The Qingbai leichao includes a large amount of inofficial historiographical sources, including parts of collected writings, "brush notes" style (biji 筆記) essays, stories and reports from the early Chinese newspapers. It imitates the collection Songbai leichao 宋稗类鈔 not only in the idea but also in the structure. It is divided into 92 chapters (the 1984 edition in 90 chapters) that each cover a specific encyclopedic theme, from astronomy and calendar to all aspects of statecraft like administrative geography, international relations, state rituals, educational system, military, judicional system, state offices, to human affairs like religion, matrimony, customs and habits, human character, language, handicrafts and professions, arts, literature, music, objects and tools, down to plants and animals. The whole collections includes 13,500 articles. It includes a preface by the compiler and one by the writer Zhu Zongyuan 諸宗元.

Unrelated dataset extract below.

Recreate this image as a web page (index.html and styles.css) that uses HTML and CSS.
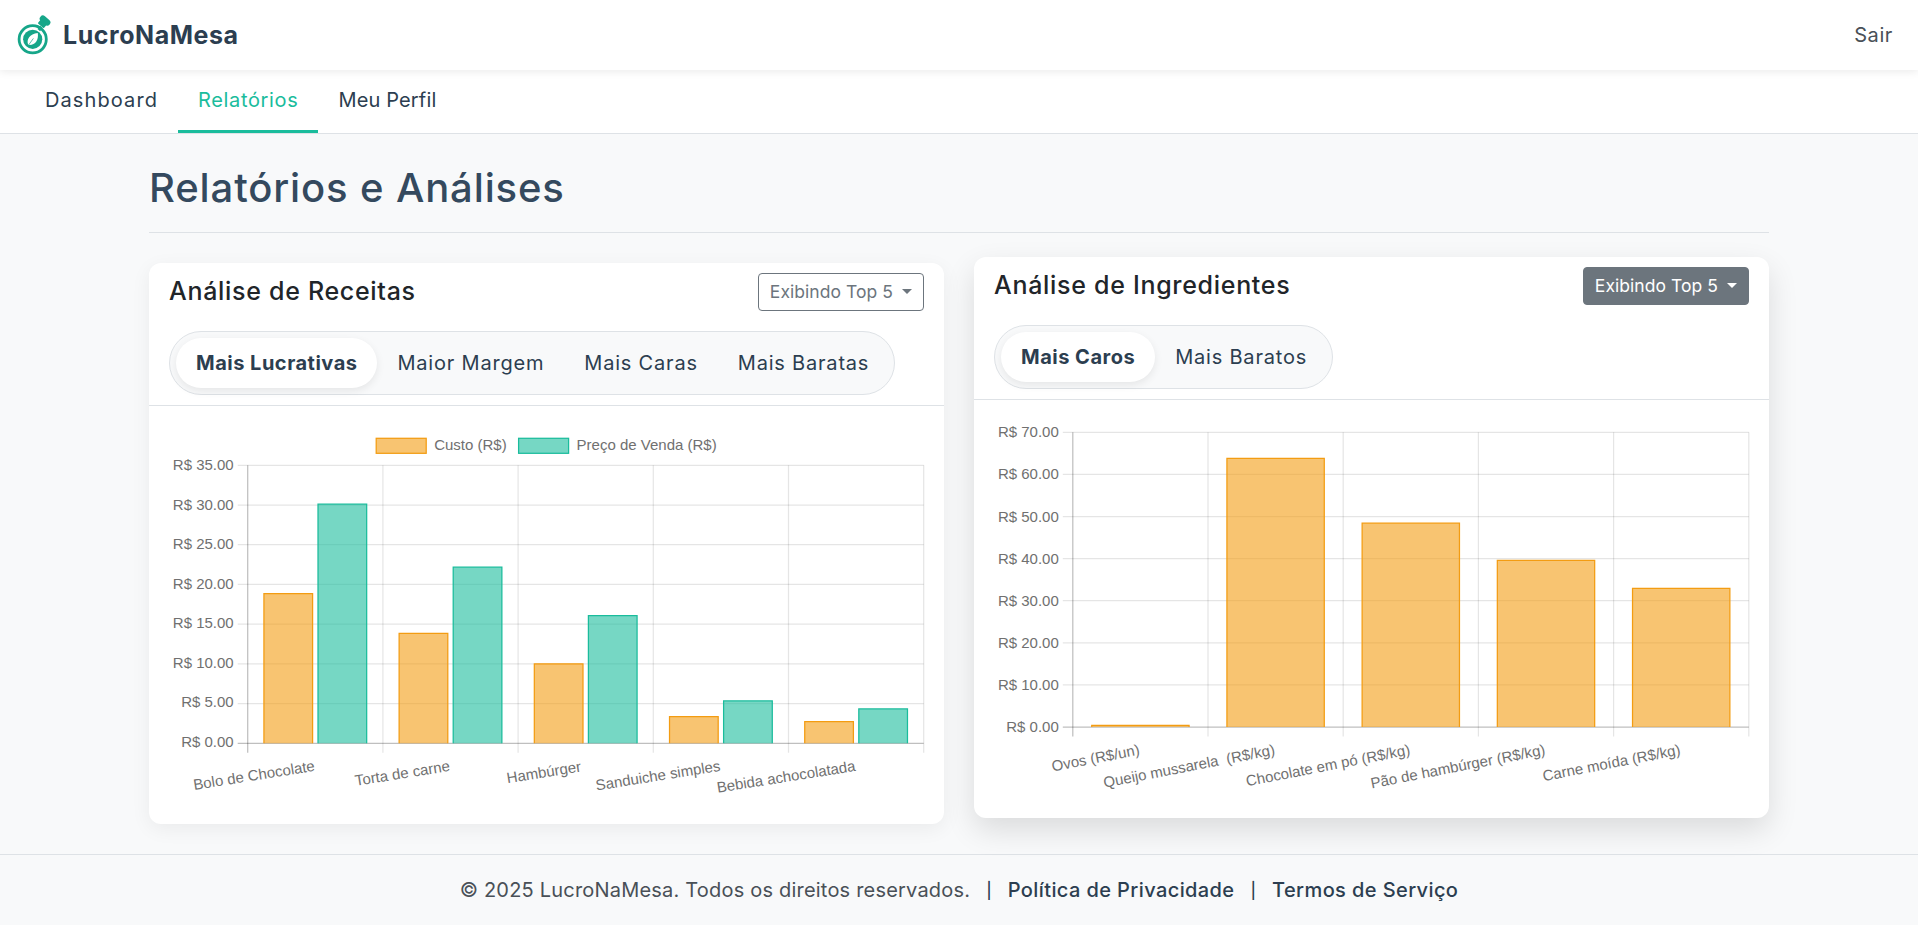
FILE: index.html
```html
<!DOCTYPE html>
<html lang="pt-BR">
<head>
    <meta charset="UTF-8">
    <meta name="viewport" content="width=device-width, initial-scale=1.0">
    <title>Relatórios - LucroNaMesa</title>
    <link rel="stylesheet" href="styles.css">
</head>
<body>
    <header class="topbar">
        <a class="brand" href="#">
            <svg class="brand-logo" viewBox="0 0 36 40" aria-hidden="true">
                <circle cx="15.7" cy="24.3" r="13.6" fill="none" stroke="#16a689" stroke-width="2.8"/>
                <circle cx="15.7" cy="24.3" r="9.6" fill="#16a689"/>
                <path d="M11.2 29.8c-2-5.6 1.4-10.6 9.6-11.8 1 7.2-2.6 12.6-9.6 11.8z" fill="#fff"/>
                <path d="M10.6 31.4l5.8-8" stroke="#16a689" stroke-width=".7"/>
                <path d="M21.8 12.4l2.6 2.2" stroke="#16a689" stroke-width="4"/>
                <g transform="rotate(40 26 8)" fill="#16a689">
                    <rect x="20" y="1.6" width="12" height="6.4" rx="3.2"/>
                    <rect x="22" y="6" width="8" height="5.6" rx="1"/>
                </g>
            </svg>
            <span class="brand-name">LucroNaMesa</span>
        </a>
        <a class="logout" href="#">Sair</a>
    </header>

    <nav class="mainnav">
        <a class="mainnav-link" href="#">Dashboard</a>
        <a class="mainnav-link active" href="#">Relatórios</a>
        <a class="mainnav-link tight" href="#">Meu Perfil</a>
    </nav>

    <main class="page">
        <h1 class="page-title">Relatórios e Análises</h1>

        <div class="report-grid">
            <section class="card">
                <div class="card-head">
                    <div class="card-top">
                        <h2 class="card-title">Análise de Receitas</h2>
                        <button class="top-btn" type="button">Exibindo Top 5</button>
                    </div>
                    <div class="pills">
                        <a class="pill active" href="#">Mais Lucrativas</a>
                        <a class="pill" href="#">Maior Margem</a>
                        <a class="pill" href="#">Mais Caras</a>
                        <a class="pill" href="#">Mais Baratas</a>
                    </div>
                </div>
                <div class="chart" id="recipesChart"></div>
            </section>

            <section class="card card-raised">
                <div class="card-head">
                    <div class="card-top">
                        <h2 class="card-title">Análise de Ingredientes</h2>
                        <button class="top-btn filled" type="button">Exibindo Top 5</button>
                    </div>
                    <div class="pills">
                        <a class="pill active" href="#">Mais Caros</a>
                        <a class="pill" href="#">Mais Baratos</a>
                    </div>
                </div>
                <div class="chart" id="ingredientsChart"></div>
            </section>
        </div>
    </main>

    <footer class="footer">
        <span class="footer-copy">© 2025 LucroNaMesa. Todos os direitos reservados.</span>
        <span class="footer-sep">|</span>
        <a href="#">Política de Privacidade</a>
        <span class="footer-sep">|</span>
        <a href="#">Termos de Serviço</a>
    </footer>

    <script src="charts.js"></script>
</body>
</html>
```

FILE: styles.css
```css
* {
    margin: 0;
    padding: 0;
    box-sizing: border-box;
}

body {
    display: flex;
    flex-direction: column;
    background-color: #f8f9fa;
    font-family: Inter, "Noto Sans", sans-serif;
    color: #2c3e50;
}

a {
    color: inherit;
    text-decoration: none;
}

.topbar {
    display: flex;
    align-items: center;
    justify-content: space-between;
    height: 70px;
    padding: 0 25px 0 17px;
    background-color: #fff;
    box-shadow: 0 2px 8px rgba(0, 0, 0, 0.08);
    position: relative;
}

.brand {
    display: flex;
    align-items: center;
    gap: 10px;
}

.brand-logo {
    width: 36px;
    height: 40px;
}

.brand-name {
    font-size: 25px;
    font-weight: 700;
    letter-spacing: 0.55px;
}

.logout {
    font-size: 20px;
    letter-spacing: 0.6px;
    color: #495057;
}

.mainnav {
    display: flex;
    height: 64px;
    padding: 0 25px;
    background-color: #fff;
    border-bottom: 1px solid #dee2e6;
}

.mainnav-link {
    display: flex;
    align-items: center;
    height: 63px;
    padding: 0 20px;
    font-size: 20px;
    letter-spacing: 1.1px;
    border-bottom: 3px solid transparent;
}

.mainnav-link.tight {
    letter-spacing: 0.15px;
}

.mainnav-link.active {
    color: #1abc9c;
    letter-spacing: 0.65px;
    border-bottom-color: #1abc9c;
}

.page {
    width: 1620px;
    margin: 0 auto;
    padding: 25px 0 30px;
}

.page-title {
    padding-bottom: 15px;
    border-bottom: 1px solid #dee2e6;
    font-size: 40px;
    font-weight: 500;
    line-height: 58px;
    letter-spacing: 0.87px;
    color: #34495e;
}

.report-grid {
    display: grid;
    grid-template-columns: 795px 795px;
    gap: 30px;
    margin-top: 30px;
}

.card {
    height: 561px;
    background-color: #fff;
    border-radius: 12px;
    box-shadow: 0 5px 20px rgba(0, 0, 0, 0.06);
}

.card-raised {
    transform: translateY(-6px);
    box-shadow: 0 12px 30px rgba(0, 0, 0, 0.12);
}

.card-head {
    height: 143px;
    padding: 10px 20px 0;
    border-bottom: 1px solid #dee2e6;
}

.card-top {
    display: flex;
    align-items: center;
    justify-content: space-between;
    height: 38px;
}

.card-title {
    padding-bottom: 2px;
    font-size: 25px;
    font-weight: 500;
    letter-spacing: 0.7px;
    color: #212529;
}

.top-btn {
    display: flex;
    align-items: center;
    gap: 9px;
    height: 38px;
    padding: 0 11px 2px;
    font-family: inherit;
    font-size: 17.5px;
    letter-spacing: 0.05px;
    color: #6c757d;
    background-color: #fff;
    border: 1px solid #6c757d;
    border-radius: 4px;
}

.top-btn::after {
    content: "";
    border-top: 5px solid currentColor;
    border-left: 5px solid transparent;
    border-right: 5px solid transparent;
}

.top-btn.filled {
    color: #fff;
    background-color: #6c757d;
}

.pills {
    display: inline-flex;
    align-items: center;
    height: 64px;
    margin-top: 20px;
    padding: 0 5px 0 6px;
    background-color: #f8f9fa;
    border: 1px solid #dee2e6;
    border-radius: 32px;
}

.pill {
    display: flex;
    align-items: center;
    height: 50px;
    padding: 0 20px;
    font-size: 20px;
    letter-spacing: 0.8px;
    border-radius: 25px;
}

.pill.active {
    font-weight: 700;
    letter-spacing: 0.5px;
    background-color: #fff;
    box-shadow: 0 3px 8px rgba(0, 0, 0, 0.08);
}

.chart svg {
    display: block;
}

.chart-text {
    font-family: "Liberation Sans", Arial, sans-serif;
    font-size: 15px;
    white-space: pre;
    fill: #707070;
}

.footer {
    display: flex;
    align-items: center;
    justify-content: center;
    height: 71px;
    border-top: 1px solid #dee2e6;
    font-size: 20px;
    color: #495057;
}

.footer-copy {
    letter-spacing: 0.2px;
}

.footer a {
    font-weight: 500;
    letter-spacing: 0.4px;
    color: #2c3e50;
}

.footer-sep {
    margin: 0 16px;
    font-size: 16px;
    font-weight: 500;
    color: #2c3e50;
}
```

FILE: charts.js
```js
const NS = 'http://www.w3.org/2000/svg';
const ORANGE = { fill: 'rgba(243, 156, 18, 0.6)', line: '#f39c12' };
const GREEN = { fill: 'rgba(26, 188, 156, 0.6)', line: '#1abc9c' };

function add(parent, tag, attrs, text) {
    const el = document.createElementNS(NS, tag);
    for (const key in attrs) el.setAttribute(key, attrs[key]);
    if (text) el.textContent = text;
    parent.appendChild(el);
    return el;
}

function drawChart(id, cfg) {
    const svg = add(document.getElementById(id), 'svg', { width: 795, height: cfg.height });
    const catWidth = (cfg.right - cfg.left) / cfg.labels.length;
    const perValue = (cfg.base - cfg.top) / cfg.max;
    const tickBottom = cfg.base + 9.5;

    // grid
    for (let v = 0; v <= cfg.max; v += cfg.step) {
        const y = cfg.base - v * perValue;
        add(svg, 'line', {
            x1: cfg.left - 10, x2: cfg.right, y1: y, y2: y,
            stroke: v === 0 ? 'rgba(0,0,0,0.25)' : 'rgba(0,0,0,0.1)', 'stroke-width': 1.25
        });
        // labels drift a little above their line towards the bottom of the scale
        const labelY = y + 5 - cfg.tickDrift * (1 - v / cfg.max);
        add(svg, 'text', { x: cfg.left - 14, y: labelY, 'text-anchor': 'end', class: 'chart-text' }, 'R$ ' + v.toFixed(2));
    }
    cfg.labels.forEach((label, i) => {
        const x = cfg.left + i * catWidth;
        add(svg, 'line', {
            x1: x, x2: x, y1: cfg.top, y2: tickBottom,
            stroke: i === 0 ? 'rgba(0,0,0,0.25)' : 'rgba(0,0,0,0.1)', 'stroke-width': 1.25
        });
        const cx = x + catWidth / 2;
        add(svg, 'text', {
            transform: 'translate(' + cx + ' ' + (tickBottom + 18) + ') rotate(' + -cfg.angle + ')',
            'text-anchor': 'end', class: 'chart-text'
        }, label);
    });
    add(svg, 'line', {
        x1: cfg.right, x2: cfg.right, y1: cfg.top, y2: tickBottom,
        stroke: 'rgba(0,0,0,0.1)', 'stroke-width': 1.25
    });

    // bars
    const slot = catWidth * 0.8 / cfg.series.length;
    cfg.series.forEach((serie, s) => {
        serie.values.forEach((value, i) => {
            const x = cfg.left + i * catWidth + catWidth * 0.1 + s * slot + slot * 0.05;
            const w = slot * 0.9;
            const y = cfg.base - value * perValue;
            add(svg, 'rect', { x: x, y: y, width: w, height: cfg.base - y, fill: serie.color.fill });
            add(svg, 'path', {
                d: 'M' + x + ' ' + cfg.base + 'V' + y + 'H' + (x + w) + 'V' + cfg.base,
                fill: 'none', stroke: serie.color.line, 'stroke-width': 1.25
            });
        });
    });

    // legend
    (cfg.legend || []).forEach(item => {
        add(svg, 'rect', { x: item.x, y: item.y, width: 50, height: 15, fill: item.color.fill, stroke: item.color.line, 'stroke-width': 1.25 });
        add(svg, 'text', { x: item.x + 58, y: item.y + 12, class: 'chart-text' }, item.label);
    });
}

drawChart('recipesChart', {
    height: 418, left: 98.7, right: 774.7, top: 59.3, base: 337.3, max: 35, step: 5, angle: 9, tickDrift: 1.5,
    labels: ['Bolo de Chocolate', 'Torta de carne', 'Hambúrger ', 'Sanduiche simples', 'Bebida achocolatada'],
    series: [
        { color: ORANGE, values: [18.84, 13.85, 10, 3.35, 2.72] },
        { color: GREEN, values: [30.1, 22.17, 16.07, 5.33, 4.32] }
    ],
    legend: [
        { x: 227.2, y: 32.3, color: ORANGE, label: 'Custo (R$)' },
        { x: 369.6, y: 32.3, color: GREEN, label: 'Preço de Venda (R$)' }
    ]
});

drawChart('ingredientsChart', {
    height: 418, left: 98.8, right: 774.8, top: 32.3, base: 327, max: 70, step: 10, angle: 11, tickDrift: 0,
    labels: ['Ovos (R$/un)', 'Queijo mussarela  (R$/kg)', 'Chocolate em pó (R$/kg)', 'Pão de hambúrger (R$/kg)', 'Carne moída (R$/kg)'],
    series: [
        { color: ORANGE, values: [0.4, 63.8, 48.4, 39.6, 32.9] }
    ]
});
```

The content is extremely vast and includes all aspects of history, society, state, the arts and human life. It contains a lot of information on the Opium Wars, the Reform Movement of 1898 and the Revolution of 1911. The extracts and quotations from newspapers and gazettes are of special interest because they reflect the immediate reactions of society towards political matters and the discourses about contemporary issues, which are not dealt with in historiographic texts. The Qingbai leichao is not a historiographic work. That means that it does not evaluate the sources it makes use of. As a source book, nonetheless, it is a profound treasury. From this aspect, the old term yeshi 野史 "wild history" as something inofficial and therefore not reliable does not apply any more to the Qingbai leichao because it does not interprete history but only provides the historian with a lot of different sources. It is therefore a pity that the compiler did not pay more attention to an exact indicating of the origin of his sources. This is a weak point in the Qingbai leichao.


Sources:
Zhang Ronghua 張榮華 (1994). "Qingbai leichao 清稗類鈔", in: Zhongguo xueshu mingzhu tiyao 中國學術名著提要, Lishi 歷史, p. 473. Shanghai: Fudan daxue chubanshe.
Zhao Hankun 趙含坤 (2005). Zhongguo leishu 中國類書, pp. 511-512. Shijiazhuang: Hebei renmin chubanshe.